=== Work to do ===
Search the material below for the string "this" and extract each line that has it.

+++

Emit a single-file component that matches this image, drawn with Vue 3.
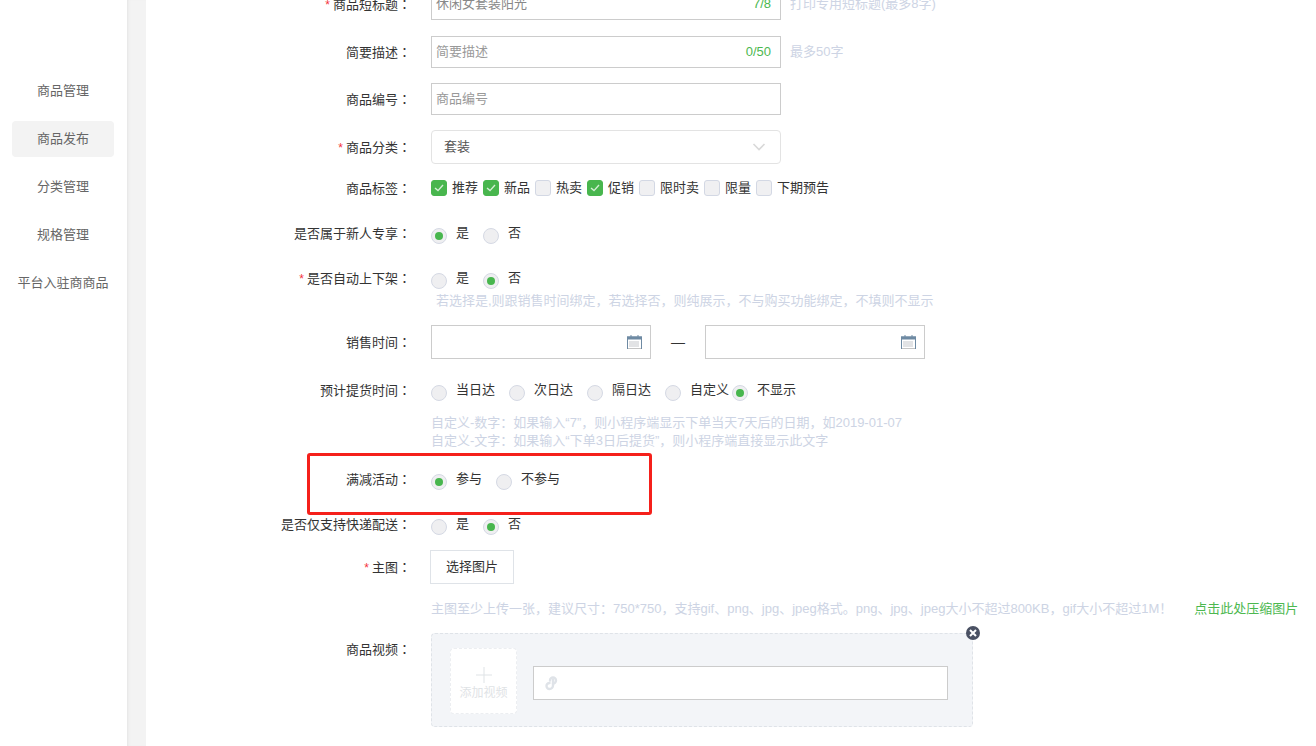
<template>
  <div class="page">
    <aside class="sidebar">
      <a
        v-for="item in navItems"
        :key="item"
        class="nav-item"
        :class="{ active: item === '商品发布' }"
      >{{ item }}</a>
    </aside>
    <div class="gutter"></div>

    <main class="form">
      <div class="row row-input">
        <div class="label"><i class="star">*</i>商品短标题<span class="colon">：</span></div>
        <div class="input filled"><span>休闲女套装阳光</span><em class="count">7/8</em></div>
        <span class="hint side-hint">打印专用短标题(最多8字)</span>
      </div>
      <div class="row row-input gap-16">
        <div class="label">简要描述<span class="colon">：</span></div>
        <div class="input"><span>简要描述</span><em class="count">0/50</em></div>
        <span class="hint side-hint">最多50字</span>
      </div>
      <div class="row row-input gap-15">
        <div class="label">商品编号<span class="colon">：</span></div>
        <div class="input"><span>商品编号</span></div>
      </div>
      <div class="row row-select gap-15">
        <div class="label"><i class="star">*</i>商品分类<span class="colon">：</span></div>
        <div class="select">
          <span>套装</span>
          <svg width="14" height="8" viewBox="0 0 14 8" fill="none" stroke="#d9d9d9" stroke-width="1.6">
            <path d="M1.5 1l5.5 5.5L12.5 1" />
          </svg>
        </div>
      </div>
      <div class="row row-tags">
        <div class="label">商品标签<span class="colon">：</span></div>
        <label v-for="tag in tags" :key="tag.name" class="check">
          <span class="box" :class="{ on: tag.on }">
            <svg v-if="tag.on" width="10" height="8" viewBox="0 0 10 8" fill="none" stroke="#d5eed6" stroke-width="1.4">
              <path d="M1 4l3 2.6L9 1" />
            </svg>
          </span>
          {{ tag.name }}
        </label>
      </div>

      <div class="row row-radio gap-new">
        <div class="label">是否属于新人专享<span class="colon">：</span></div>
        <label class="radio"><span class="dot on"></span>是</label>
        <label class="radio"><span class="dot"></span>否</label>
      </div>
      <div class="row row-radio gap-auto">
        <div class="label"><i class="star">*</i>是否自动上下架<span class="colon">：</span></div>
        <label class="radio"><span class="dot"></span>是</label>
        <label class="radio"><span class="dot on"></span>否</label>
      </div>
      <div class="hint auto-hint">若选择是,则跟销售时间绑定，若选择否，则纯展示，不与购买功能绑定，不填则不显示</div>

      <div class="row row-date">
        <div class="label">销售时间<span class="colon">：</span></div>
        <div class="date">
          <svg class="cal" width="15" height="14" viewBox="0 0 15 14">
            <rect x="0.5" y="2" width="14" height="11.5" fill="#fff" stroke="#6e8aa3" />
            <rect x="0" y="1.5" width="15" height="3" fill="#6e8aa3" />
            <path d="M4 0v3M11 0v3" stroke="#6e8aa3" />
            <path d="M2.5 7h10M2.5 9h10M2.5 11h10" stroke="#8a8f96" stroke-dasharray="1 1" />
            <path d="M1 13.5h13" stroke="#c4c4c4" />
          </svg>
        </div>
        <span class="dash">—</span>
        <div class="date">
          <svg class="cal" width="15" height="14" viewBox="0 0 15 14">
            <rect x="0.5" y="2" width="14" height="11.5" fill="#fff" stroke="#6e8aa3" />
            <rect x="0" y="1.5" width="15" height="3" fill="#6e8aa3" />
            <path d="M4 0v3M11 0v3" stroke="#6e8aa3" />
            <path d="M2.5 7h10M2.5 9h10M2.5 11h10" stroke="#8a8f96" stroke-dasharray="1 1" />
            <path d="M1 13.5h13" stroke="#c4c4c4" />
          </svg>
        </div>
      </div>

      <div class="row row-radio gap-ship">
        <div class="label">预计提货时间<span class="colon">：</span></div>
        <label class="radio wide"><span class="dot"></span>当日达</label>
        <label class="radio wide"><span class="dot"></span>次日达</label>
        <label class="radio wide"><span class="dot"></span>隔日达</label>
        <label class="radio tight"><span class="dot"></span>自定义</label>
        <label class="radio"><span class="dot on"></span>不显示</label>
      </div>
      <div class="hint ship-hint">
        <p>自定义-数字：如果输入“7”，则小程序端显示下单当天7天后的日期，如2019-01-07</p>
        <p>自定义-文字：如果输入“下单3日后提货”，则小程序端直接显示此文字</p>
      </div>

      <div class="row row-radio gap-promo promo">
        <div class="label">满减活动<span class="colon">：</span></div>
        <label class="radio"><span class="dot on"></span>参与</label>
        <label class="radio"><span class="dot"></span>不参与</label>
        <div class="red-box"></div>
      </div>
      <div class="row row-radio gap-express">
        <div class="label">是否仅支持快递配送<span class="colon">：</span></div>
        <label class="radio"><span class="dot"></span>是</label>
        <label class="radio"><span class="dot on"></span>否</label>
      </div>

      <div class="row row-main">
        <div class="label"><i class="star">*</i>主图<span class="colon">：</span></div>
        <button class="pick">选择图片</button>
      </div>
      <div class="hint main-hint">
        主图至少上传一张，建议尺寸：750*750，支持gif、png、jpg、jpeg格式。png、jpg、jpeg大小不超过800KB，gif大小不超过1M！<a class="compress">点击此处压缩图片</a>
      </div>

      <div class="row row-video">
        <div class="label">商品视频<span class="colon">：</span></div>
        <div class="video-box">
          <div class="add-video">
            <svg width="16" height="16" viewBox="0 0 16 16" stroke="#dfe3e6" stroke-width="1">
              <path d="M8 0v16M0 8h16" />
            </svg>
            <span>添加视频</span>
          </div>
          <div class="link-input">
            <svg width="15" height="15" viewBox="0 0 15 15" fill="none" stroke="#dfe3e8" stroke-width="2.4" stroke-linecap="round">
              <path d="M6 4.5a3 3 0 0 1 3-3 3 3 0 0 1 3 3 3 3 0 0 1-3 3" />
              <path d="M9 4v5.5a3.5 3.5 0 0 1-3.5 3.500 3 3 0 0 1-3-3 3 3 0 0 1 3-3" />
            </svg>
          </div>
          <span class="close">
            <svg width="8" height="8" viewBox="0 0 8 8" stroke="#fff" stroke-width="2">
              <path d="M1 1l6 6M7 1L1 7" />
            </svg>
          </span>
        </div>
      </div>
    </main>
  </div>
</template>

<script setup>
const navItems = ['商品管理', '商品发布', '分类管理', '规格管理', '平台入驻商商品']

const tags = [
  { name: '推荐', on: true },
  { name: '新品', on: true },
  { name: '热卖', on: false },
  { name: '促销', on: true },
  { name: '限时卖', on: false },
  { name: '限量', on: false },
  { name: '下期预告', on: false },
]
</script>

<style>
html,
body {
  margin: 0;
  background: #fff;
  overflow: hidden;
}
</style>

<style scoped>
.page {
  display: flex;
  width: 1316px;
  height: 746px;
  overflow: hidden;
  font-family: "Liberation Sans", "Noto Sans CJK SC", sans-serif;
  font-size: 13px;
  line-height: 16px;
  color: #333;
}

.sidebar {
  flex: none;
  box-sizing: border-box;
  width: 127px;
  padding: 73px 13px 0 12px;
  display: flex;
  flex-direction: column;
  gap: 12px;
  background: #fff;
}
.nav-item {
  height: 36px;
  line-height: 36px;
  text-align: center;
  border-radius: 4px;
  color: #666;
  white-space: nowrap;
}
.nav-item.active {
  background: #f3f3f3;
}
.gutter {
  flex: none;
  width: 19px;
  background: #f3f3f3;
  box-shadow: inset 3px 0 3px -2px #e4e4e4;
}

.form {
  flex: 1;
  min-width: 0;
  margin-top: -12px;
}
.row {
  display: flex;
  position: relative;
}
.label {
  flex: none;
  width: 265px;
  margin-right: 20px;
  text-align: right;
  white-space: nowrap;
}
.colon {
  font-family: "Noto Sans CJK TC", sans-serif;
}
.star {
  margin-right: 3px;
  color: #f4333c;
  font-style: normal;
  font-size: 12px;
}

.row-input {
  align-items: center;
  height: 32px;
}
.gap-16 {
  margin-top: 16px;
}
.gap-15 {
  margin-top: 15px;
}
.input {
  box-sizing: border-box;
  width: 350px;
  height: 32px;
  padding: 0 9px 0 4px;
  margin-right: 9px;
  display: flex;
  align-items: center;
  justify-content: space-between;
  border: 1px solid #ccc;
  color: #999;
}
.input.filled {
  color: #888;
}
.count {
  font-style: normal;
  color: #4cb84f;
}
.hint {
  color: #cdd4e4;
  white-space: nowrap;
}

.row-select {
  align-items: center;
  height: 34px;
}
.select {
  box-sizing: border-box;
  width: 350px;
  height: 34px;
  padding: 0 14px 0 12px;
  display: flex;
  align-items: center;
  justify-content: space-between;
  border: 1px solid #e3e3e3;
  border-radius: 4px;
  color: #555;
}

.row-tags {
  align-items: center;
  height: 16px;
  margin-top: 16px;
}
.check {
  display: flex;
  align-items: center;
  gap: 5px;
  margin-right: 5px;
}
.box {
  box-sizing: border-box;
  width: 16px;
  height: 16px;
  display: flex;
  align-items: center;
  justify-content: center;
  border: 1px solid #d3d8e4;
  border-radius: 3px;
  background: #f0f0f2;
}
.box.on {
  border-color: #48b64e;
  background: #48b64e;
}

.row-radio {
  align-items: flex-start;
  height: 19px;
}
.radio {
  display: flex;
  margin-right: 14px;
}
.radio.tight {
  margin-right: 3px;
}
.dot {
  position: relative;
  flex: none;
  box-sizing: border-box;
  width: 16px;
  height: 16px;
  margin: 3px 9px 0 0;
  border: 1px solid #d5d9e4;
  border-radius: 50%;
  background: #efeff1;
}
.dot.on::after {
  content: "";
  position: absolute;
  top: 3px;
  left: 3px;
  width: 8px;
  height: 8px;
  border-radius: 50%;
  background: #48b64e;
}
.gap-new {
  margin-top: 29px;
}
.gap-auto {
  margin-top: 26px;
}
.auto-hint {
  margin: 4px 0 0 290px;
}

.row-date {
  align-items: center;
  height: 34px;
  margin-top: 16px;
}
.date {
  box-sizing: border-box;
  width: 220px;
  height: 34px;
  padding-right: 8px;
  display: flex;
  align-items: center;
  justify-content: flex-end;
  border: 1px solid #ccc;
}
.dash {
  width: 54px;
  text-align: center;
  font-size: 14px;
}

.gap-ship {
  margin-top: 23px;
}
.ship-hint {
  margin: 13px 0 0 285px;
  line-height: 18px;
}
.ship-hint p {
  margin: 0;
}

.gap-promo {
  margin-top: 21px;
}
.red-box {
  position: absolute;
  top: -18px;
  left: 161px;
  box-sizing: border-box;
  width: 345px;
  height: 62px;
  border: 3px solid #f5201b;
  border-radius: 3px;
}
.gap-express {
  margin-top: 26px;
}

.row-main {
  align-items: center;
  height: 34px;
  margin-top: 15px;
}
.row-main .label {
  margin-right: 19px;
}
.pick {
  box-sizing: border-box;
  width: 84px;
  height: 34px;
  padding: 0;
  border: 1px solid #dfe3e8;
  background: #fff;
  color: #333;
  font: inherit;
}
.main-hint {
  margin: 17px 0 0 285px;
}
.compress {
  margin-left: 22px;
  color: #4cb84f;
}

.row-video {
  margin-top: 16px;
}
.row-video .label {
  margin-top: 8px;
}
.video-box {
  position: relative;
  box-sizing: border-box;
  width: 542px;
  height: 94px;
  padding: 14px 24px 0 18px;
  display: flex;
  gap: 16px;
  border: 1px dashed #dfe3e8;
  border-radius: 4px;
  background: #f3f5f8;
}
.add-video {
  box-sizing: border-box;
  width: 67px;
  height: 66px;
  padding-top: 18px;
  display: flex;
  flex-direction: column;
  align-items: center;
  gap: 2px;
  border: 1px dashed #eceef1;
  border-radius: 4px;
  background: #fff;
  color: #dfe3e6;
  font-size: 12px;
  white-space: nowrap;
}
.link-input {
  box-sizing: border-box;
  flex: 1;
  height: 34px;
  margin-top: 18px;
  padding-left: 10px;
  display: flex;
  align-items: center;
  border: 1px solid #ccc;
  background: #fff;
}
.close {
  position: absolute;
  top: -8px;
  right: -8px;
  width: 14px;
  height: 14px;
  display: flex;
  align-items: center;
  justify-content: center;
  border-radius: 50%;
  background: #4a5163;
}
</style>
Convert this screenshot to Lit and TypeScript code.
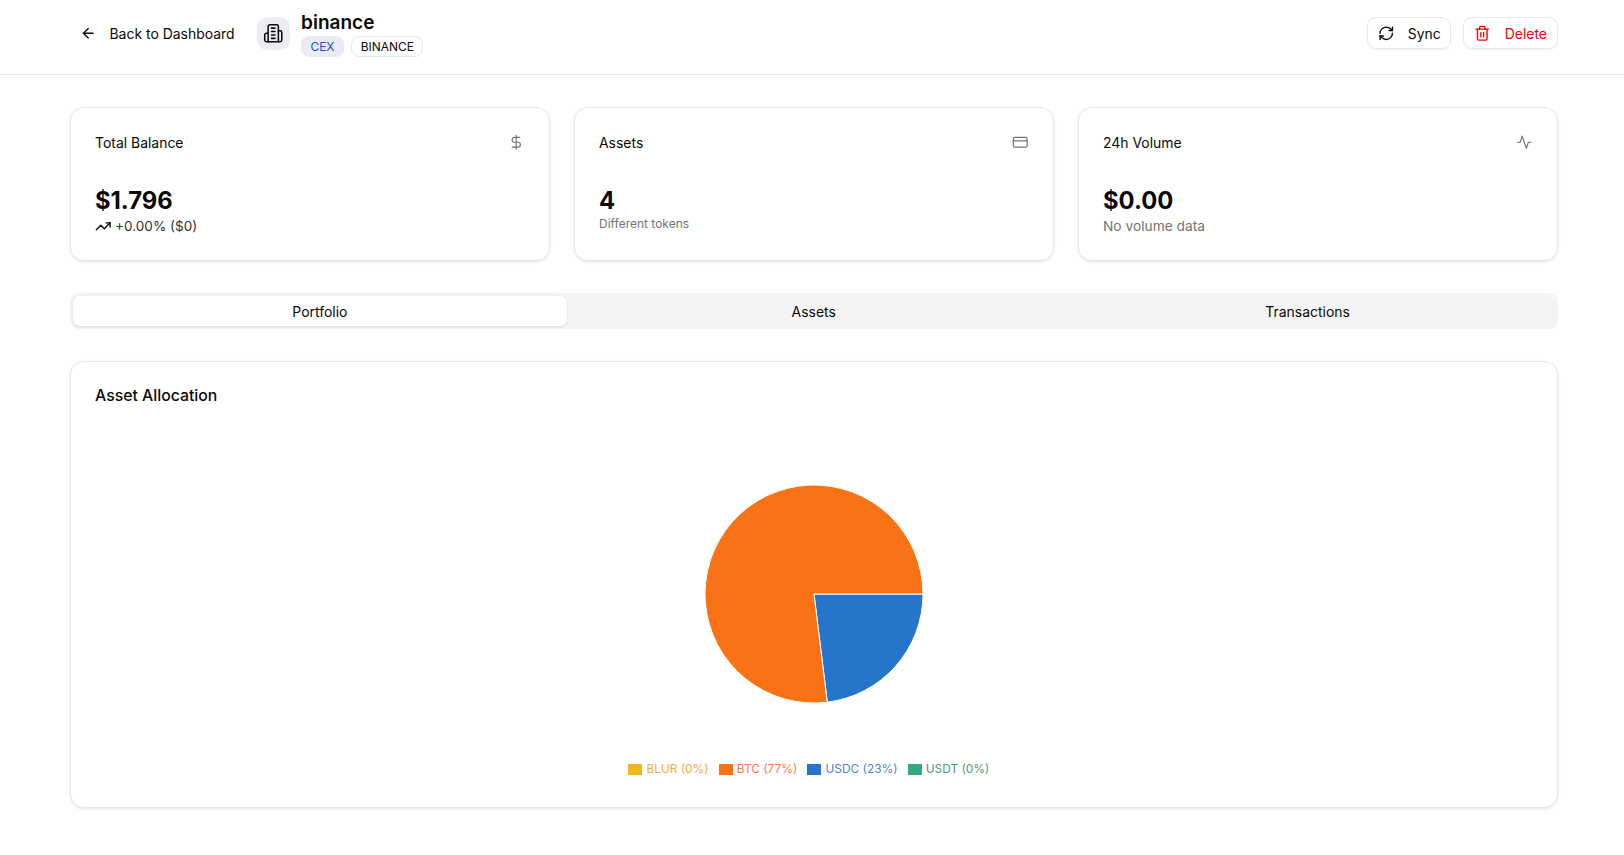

+++

=== Written reply ===
Emit a single-file component that matches this image, drawn with Vue 3.
Convert this screenshot to Lit and TypeScript code.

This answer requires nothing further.